Give the material once more, word for word, without any images.

> Data excerpt:
[start]

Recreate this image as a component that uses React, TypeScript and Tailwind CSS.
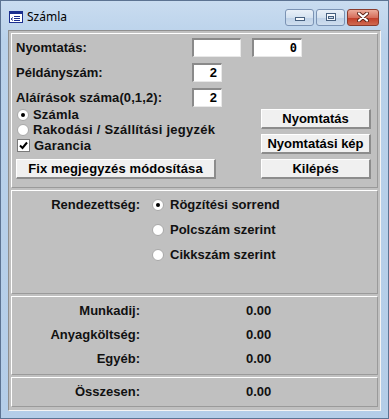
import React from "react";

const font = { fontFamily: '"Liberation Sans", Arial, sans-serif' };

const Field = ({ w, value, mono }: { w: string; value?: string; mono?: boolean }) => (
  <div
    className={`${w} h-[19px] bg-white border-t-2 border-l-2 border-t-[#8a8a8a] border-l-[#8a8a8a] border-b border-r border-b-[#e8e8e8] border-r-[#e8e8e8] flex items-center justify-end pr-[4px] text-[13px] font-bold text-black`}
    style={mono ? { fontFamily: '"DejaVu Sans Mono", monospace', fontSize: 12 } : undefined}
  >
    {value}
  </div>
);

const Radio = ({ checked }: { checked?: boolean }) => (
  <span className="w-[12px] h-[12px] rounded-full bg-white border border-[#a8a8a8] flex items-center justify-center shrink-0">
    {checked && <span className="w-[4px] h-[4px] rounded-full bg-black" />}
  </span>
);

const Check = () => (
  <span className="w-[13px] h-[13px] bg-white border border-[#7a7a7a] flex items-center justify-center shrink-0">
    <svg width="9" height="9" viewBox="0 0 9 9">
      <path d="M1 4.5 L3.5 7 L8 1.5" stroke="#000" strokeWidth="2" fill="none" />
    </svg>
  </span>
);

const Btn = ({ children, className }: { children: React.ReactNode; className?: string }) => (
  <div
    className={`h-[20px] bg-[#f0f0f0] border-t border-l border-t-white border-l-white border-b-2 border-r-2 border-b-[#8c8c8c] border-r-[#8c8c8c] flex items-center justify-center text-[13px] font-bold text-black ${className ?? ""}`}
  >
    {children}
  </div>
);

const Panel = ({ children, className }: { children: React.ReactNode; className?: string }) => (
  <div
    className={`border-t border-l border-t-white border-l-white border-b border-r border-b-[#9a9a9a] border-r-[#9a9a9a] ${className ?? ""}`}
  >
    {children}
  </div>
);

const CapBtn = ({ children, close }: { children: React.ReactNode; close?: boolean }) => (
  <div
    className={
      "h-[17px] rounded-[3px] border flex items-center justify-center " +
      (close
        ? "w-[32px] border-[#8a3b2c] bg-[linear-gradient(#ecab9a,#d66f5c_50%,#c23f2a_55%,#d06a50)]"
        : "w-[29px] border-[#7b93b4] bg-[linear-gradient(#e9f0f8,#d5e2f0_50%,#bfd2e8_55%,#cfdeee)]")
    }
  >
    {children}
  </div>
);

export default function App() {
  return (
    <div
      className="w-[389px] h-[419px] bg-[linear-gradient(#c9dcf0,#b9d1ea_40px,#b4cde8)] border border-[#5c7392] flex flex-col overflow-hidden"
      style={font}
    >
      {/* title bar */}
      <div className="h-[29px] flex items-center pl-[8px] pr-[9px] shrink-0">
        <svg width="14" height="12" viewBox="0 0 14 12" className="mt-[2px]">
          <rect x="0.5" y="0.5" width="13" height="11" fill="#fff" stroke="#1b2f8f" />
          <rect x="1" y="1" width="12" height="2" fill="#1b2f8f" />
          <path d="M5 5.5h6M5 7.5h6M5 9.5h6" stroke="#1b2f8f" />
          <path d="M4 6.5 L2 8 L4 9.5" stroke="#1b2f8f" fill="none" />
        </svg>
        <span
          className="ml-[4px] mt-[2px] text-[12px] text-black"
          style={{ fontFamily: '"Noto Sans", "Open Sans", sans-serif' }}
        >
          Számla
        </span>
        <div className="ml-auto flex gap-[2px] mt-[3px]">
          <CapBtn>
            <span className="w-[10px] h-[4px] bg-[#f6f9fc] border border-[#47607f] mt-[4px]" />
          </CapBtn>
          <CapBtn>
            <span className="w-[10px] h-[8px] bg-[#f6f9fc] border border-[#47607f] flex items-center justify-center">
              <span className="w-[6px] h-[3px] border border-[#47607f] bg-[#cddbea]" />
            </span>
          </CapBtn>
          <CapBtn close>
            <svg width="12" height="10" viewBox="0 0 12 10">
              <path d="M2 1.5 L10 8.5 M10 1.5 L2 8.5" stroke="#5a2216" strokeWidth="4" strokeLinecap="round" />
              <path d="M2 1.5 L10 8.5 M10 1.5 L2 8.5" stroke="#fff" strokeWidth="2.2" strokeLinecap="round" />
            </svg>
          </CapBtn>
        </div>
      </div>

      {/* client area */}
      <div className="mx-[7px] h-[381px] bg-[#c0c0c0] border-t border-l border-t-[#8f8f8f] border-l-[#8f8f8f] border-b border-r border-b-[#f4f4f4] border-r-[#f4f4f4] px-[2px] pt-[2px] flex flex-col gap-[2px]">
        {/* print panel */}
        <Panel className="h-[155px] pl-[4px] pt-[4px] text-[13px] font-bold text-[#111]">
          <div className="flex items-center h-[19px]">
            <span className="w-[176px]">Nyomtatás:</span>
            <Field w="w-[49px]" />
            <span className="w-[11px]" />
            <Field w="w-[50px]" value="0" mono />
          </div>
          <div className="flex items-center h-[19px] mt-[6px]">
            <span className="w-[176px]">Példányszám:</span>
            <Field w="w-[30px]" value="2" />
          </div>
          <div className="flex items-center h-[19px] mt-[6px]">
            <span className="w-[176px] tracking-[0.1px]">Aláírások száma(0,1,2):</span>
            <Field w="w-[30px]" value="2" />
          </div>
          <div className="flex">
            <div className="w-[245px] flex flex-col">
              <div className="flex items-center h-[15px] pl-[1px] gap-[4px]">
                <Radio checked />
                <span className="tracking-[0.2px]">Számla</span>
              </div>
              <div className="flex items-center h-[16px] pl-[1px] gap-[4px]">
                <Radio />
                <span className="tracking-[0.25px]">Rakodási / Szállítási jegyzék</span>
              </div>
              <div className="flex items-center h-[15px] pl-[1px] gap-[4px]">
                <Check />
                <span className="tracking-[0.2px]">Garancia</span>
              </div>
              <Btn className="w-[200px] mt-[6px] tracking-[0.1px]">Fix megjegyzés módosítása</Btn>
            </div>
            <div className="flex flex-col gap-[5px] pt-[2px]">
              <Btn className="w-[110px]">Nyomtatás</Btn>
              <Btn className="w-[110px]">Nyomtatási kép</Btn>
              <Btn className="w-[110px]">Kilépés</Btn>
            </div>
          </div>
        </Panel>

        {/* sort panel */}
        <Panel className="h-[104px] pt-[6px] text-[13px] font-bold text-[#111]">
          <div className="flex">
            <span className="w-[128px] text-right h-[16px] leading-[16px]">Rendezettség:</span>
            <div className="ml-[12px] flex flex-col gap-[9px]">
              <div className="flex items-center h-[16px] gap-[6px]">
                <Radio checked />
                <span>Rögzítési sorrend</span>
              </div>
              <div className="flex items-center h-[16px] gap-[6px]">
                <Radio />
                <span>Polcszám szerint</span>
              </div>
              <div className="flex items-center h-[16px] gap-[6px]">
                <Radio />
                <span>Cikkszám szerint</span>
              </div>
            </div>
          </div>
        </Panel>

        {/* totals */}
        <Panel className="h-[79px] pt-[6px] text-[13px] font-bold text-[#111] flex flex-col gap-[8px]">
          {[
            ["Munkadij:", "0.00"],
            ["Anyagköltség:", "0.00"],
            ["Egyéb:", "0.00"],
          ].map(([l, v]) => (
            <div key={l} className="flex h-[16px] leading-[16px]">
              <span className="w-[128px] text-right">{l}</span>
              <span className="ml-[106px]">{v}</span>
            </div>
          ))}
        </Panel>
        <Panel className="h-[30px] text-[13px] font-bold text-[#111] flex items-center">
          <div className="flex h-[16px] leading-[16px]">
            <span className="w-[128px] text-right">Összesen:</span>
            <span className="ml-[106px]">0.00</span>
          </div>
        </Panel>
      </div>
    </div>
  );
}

[end]

> The answer:
Recreate this image as a component that uses React, TypeScript and Tailwind CSS.
import React from "react";

const font = { fontFamily: '"Liberation Sans", Arial, sans-serif' };

const Field = ({ w, value, mono }: { w: string; value?: string; mono?: boolean }) => (
  <div
    className={`${w} h-[19px] bg-white border-t-2 border-l-2 border-t-[#8a8a8a] border-l-[#8a8a8a] border-b border-r border-b-[#e8e8e8] border-r-[#e8e8e8] flex items-center justify-end pr-[4px] text-[13px] font-bold text-black`}
    style={mono ? { fontFamily: '"DejaVu Sans Mono", monospace', fontSize: 12 } : undefined}
  >
    {value}
  </div>
);

const Radio = ({ checked }: { checked?: boolean }) => (
  <span className="w-[12px] h-[12px] rounded-full bg-white border border-[#a8a8a8] flex items-center justify-center shrink-0">
    {checked && <span className="w-[4px] h-[4px] rounded-full bg-black" />}
  </span>
);

const Check = () => (
  <span className="w-[13px] h-[13px] bg-white border border-[#7a7a7a] flex items-center justify-center shrink-0">
    <svg width="9" height="9" viewBox="0 0 9 9">
      <path d="M1 4.5 L3.5 7 L8 1.5" stroke="#000" strokeWidth="2" fill="none" />
    </svg>
  </span>
);

const Btn = ({ children, className }: { children: React.ReactNode; className?: string }) => (
  <div
    className={`h-[20px] bg-[#f0f0f0] border-t border-l border-t-white border-l-white border-b-2 border-r-2 border-b-[#8c8c8c] border-r-[#8c8c8c] flex items-center justify-center text-[13px] font-bold text-black ${className ?? ""}`}
  >
    {children}
  </div>
);

const Panel = ({ children, className }: { children: React.ReactNode; className?: string }) => (
  <div
    className={`border-t border-l border-t-white border-l-white border-b border-r border-b-[#9a9a9a] border-r-[#9a9a9a] ${className ?? ""}`}
  >
    {children}
  </div>
);

const CapBtn = ({ children, close }: { children: React.ReactNode; close?: boolean }) => (
  <div
    className={
      "h-[17px] rounded-[3px] border flex items-center justify-center " +
      (close
        ? "w-[32px] border-[#8a3b2c] bg-[linear-gradient(#ecab9a,#d66f5c_50%,#c23f2a_55%,#d06a50)]"
        : "w-[29px] border-[#7b93b4] bg-[linear-gradient(#e9f0f8,#d5e2f0_50%,#bfd2e8_55%,#cfdeee)]")
    }
  >
    {children}
  </div>
);

export default function App() {
  return (
    <div
      className="w-[389px] h-[419px] bg-[linear-gradient(#c9dcf0,#b9d1ea_40px,#b4cde8)] border border-[#5c7392] flex flex-col overflow-hidden"
      style={font}
    >
      {/* title bar */}
      <div className="h-[29px] flex items-center pl-[8px] pr-[9px] shrink-0">
        <svg width="14" height="12" viewBox="0 0 14 12" className="mt-[2px]">
          <rect x="0.5" y="0.5" width="13" height="11" fill="#fff" stroke="#1b2f8f" />
          <rect x="1" y="1" width="12" height="2" fill="#1b2f8f" />
          <path d="M5 5.5h6M5 7.5h6M5 9.5h6" stroke="#1b2f8f" />
          <path d="M4 6.5 L2 8 L4 9.5" stroke="#1b2f8f" fill="none" />
        </svg>
        <span
          className="ml-[4px] mt-[2px] text-[12px] text-black"
          style={{ fontFamily: '"Noto Sans", "Open Sans", sans-serif' }}
        >
          Számla
        </span>
        <div className="ml-auto flex gap-[2px] mt-[3px]">
          <CapBtn>
            <span className="w-[10px] h-[4px] bg-[#f6f9fc] border border-[#47607f] mt-[4px]" />
          </CapBtn>
          <CapBtn>
            <span className="w-[10px] h-[8px] bg-[#f6f9fc] border border-[#47607f] flex items-center justify-center">
              <span className="w-[6px] h-[3px] border border-[#47607f] bg-[#cddbea]" />
            </span>
          </CapBtn>
          <CapBtn close>
            <svg width="12" height="10" viewBox="0 0 12 10">
              <path d="M2 1.5 L10 8.5 M10 1.5 L2 8.5" stroke="#5a2216" strokeWidth="4" strokeLinecap="round" />
              <path d="M2 1.5 L10 8.5 M10 1.5 L2 8.5" stroke="#fff" strokeWidth="2.2" strokeLinecap="round" />
            </svg>
          </CapBtn>
        </div>
      </div>

      {/* client area */}
      <div className="mx-[7px] h-[381px] bg-[#c0c0c0] border-t border-l border-t-[#8f8f8f] border-l-[#8f8f8f] border-b border-r border-b-[#f4f4f4] border-r-[#f4f4f4] px-[2px] pt-[2px] flex flex-col gap-[2px]">
        {/* print panel */}
        <Panel className="h-[155px] pl-[4px] pt-[4px] text-[13px] font-bold text-[#111]">
          <div className="flex items-center h-[19px]">
            <span className="w-[176px]">Nyomtatás:</span>
            <Field w="w-[49px]" />
            <span className="w-[11px]" />
            <Field w="w-[50px]" value="0" mono />
          </div>
          <div className="flex items-center h-[19px] mt-[6px]">
            <span className="w-[176px]">Példányszám:</span>
            <Field w="w-[30px]" value="2" />
          </div>
          <div className="flex items-center h-[19px] mt-[6px]">
            <span className="w-[176px] tracking-[0.1px]">Aláírások száma(0,1,2):</span>
            <Field w="w-[30px]" value="2" />
          </div>
          <div className="flex">
            <div className="w-[245px] flex flex-col">
              <div className="flex items-center h-[15px] pl-[1px] gap-[4px]">
                <Radio checked />
                <span className="tracking-[0.2px]">Számla</span>
              </div>
              <div className="flex items-center h-[16px] pl-[1px] gap-[4px]">
                <Radio />
                <span className="tracking-[0.25px]">Rakodási / Szállítási jegyzék</span>
              </div>
              <div className="flex items-center h-[15px] pl-[1px] gap-[4px]">
                <Check />
                <span className="tracking-[0.2px]">Garancia</span>
              </div>
              <Btn className="w-[200px] mt-[6px] tracking-[0.1px]">Fix megjegyzés módosítása</Btn>
            </div>
            <div className="flex flex-col gap-[5px] pt-[2px]">
              <Btn className="w-[110px]">Nyomtatás</Btn>
              <Btn className="w-[110px]">Nyomtatási kép</Btn>
              <Btn className="w-[110px]">Kilépés</Btn>
            </div>
          </div>
        </Panel>

        {/* sort panel */}
        <Panel className="h-[104px] pt-[6px] text-[13px] font-bold text-[#111]">
          <div className="flex">
            <span className="w-[128px] text-right h-[16px] leading-[16px]">Rendezettség:</span>
            <div className="ml-[12px] flex flex-col gap-[9px]">
              <div className="flex items-center h-[16px] gap-[6px]">
                <Radio checked />
                <span>Rögzítési sorrend</span>
              </div>
              <div className="flex items-center h-[16px] gap-[6px]">
                <Radio />
                <span>Polcszám szerint</span>
              </div>
              <div className="flex items-center h-[16px] gap-[6px]">
                <Radio />
                <span>Cikkszám szerint</span>
              </div>
            </div>
          </div>
        </Panel>

        {/* totals */}
        <Panel className="h-[79px] pt-[6px] text-[13px] font-bold text-[#111] flex flex-col gap-[8px]">
          {[
            ["Munkadij:", "0.00"],
            ["Anyagköltség:", "0.00"],
            ["Egyéb:", "0.00"],
          ].map(([l, v]) => (
            <div key={l} className="flex h-[16px] leading-[16px]">
              <span className="w-[128px] text-right">{l}</span>
              <span className="ml-[106px]">{v}</span>
            </div>
          ))}
        </Panel>
        <Panel className="h-[30px] text-[13px] font-bold text-[#111] flex items-center">
          <div className="flex h-[16px] leading-[16px]">
            <span className="w-[128px] text-right">Összesen:</span>
            <span className="ml-[106px]">0.00</span>
          </div>
        </Panel>
      </div>
    </div>
  );
}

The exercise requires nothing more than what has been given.